For reading a whole sector, unless you can read two (2) sets of four (4) bits with clocking and packing up into a byte in less than 32 instructions then there is little point. My driver reads a byte as unravelled 8 bits (4 instructions per bit) and the whole 512 sector bytes are done in a zero cost overhead REP loop, and the crc (which is discarded) is read in 2 instructions per bit with crc being 16 bits. My code runs in cog/lut so the only hub access is to write out / read in the sector bytes. I haven't included this in the instruction count, but I'm using rfbyte and wfbyte so there is no hub slot delays as they are buffered.
Yes the commands are still single bit wide.
I believe that the streamer from 4 pins to the FIFO can do the data transfer for you with this sort of streamer command.

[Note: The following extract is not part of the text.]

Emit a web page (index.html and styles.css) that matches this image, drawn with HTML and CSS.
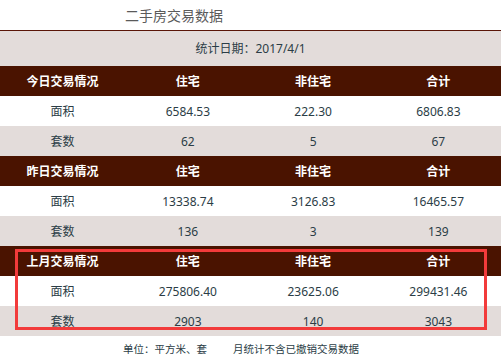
FILE: index.html
```html
<!DOCTYPE html>
<html lang="zh-CN">
<head>
<meta charset="utf-8">
<title>二手房交易数据</title>
<link rel="stylesheet" href="styles.css">
</head>
<body>
<div class="page">
  <div class="title">二手房交易数据</div>
  <div class="date">统计日期：2017/4/1</div>
  <div class="table">
    <div class="row head"><div>今日交易情况</div><div>住宅</div><div>非住宅</div><div>合计</div></div>
    <div class="row white"><div>面积</div><div>6584.53</div><div>222.30</div><div>6806.83</div></div>
    <div class="row grey"><div>套数</div><div>62</div><div>5</div><div>67</div></div>
    <div class="row head"><div>昨日交易情况</div><div>住宅</div><div>非住宅</div><div>合计</div></div>
    <div class="row white"><div>面积</div><div>13338.74</div><div>3126.83</div><div>16465.57</div></div>
    <div class="row grey"><div>套数</div><div>136</div><div>3</div><div>139</div></div>
    <div class="row head"><div>上月交易情况</div><div>住宅</div><div>非住宅</div><div>合计</div></div>
    <div class="row white"><div>面积</div><div>275806.40</div><div>23625.06</div><div>299431.46</div></div>
    <div class="row grey"><div>套数</div><div>2903</div><div>140</div><div>3043</div></div>
    <div class="highlight"></div>
  </div>
  <div class="footer"><span class="unit">单位：平方米、套</span><span class="note">月统计不含已撤销交易数据</span></div>
</div>
</body>
</html>
```
FILE: styles.css
```css
html, body {
  margin: 0;
  padding: 0;
  background: #ffffff;
}
body {
  font-family: "Noto Sans", "Noto Sans CJK SC", sans-serif;
  color: #2b3d46;
  width: 501px;
  height: 361px;
  overflow: hidden;
}
.page {
  width: 501px;
}
.title {
  box-sizing: border-box;
  height: 31px;
  line-height: 31px;
  padding-left: 125px;
  font-size: 14px;
  color: #5a5a5a;
  font-family: "Noto Sans CJK SC", sans-serif;
  border-bottom: 1px solid #5a1608;
}
.date {
  height: 35px;
  line-height: 35px;
  background: #e3dcda;
  text-align: center;
  font-size: 12px;
}
.table {
  position: relative;
}
.row {
  display: grid;
  grid-template-columns: repeat(4, 1fr);
  height: 30px;
  align-items: center;
  text-align: center;
  font-size: 12px;
}
.row.head {
  background: #4a1300;
  color: #ffffff;
  font-weight: 700;
}
.row.white {
  background: #ffffff;
}
.row.grey {
  background: #e3dcda;
}
.highlight {
  position: absolute;
  left: 15px;
  top: 183px;
  width: 472px;
  height: 81px;
  box-sizing: border-box;
  border: 3px solid #f23b3b;
}
.footer {
  display: flex;
  padding-left: 123px;
  height: 25px;
  line-height: 26px;
  font-size: 10.5px;
  color: #2b3d46;
  font-family: "Noto Sans CJK SC", sans-serif;
}
.unit {
  width: 110px;
}
```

Just need to be careful to set the "a" bit correctly for the right nibble order in the bytes written into the FIFO then to HUB RAM. You can issue the streamer instruction (which only 2 clocks) and it will then read the given number of 4 bits into bytes and write these via the FIFO to the HUB RAM (don't enable DACs) in one go. You are sampling the 4 SD data bits at 50MHz so this is only 25MB/s worth of writes to the FIFO which should easily be able to keep up while still allowing plenty of memory bandwidth for other COG transfers in parallel.

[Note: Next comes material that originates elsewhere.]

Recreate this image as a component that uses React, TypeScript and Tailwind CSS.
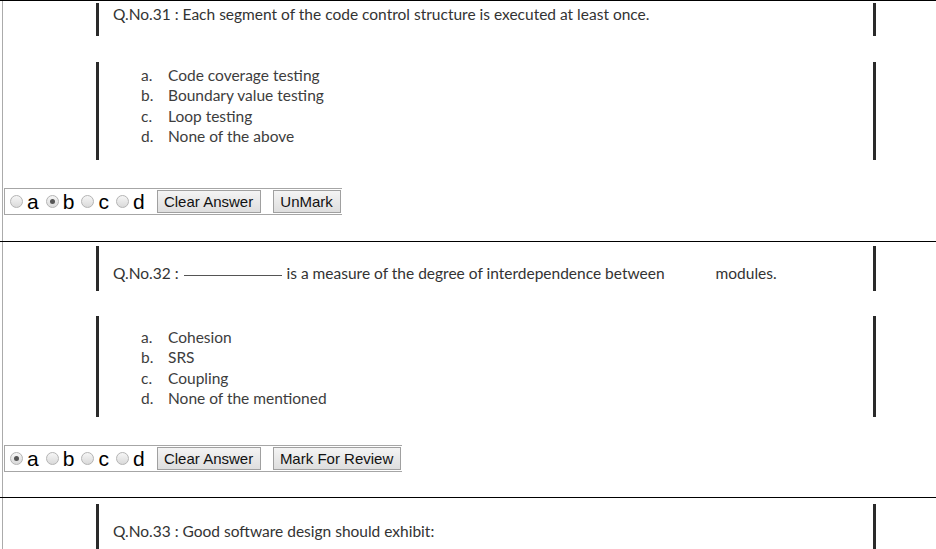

If you use the streamer and if you want to check/build CRCs you'd need to have already generated this beforehand, or check after the data result is stored in HUB (which may slow things down slightly), though you might be able to rapidly transfer large 512 byte blocks into LUT with SETQ2 and do table based CRCs on them fairly quickly, or with CRCNIB etc...
The issue will be timing the input pins correctly to the output clock for the card in order to read the data at the precise time (but that can be done with care). Some input delays may also potentially need to be adjusted based on P2 clock speed (like HyperRAM does), due to the fixed latency of the P2 input path but the variable P2 clock period.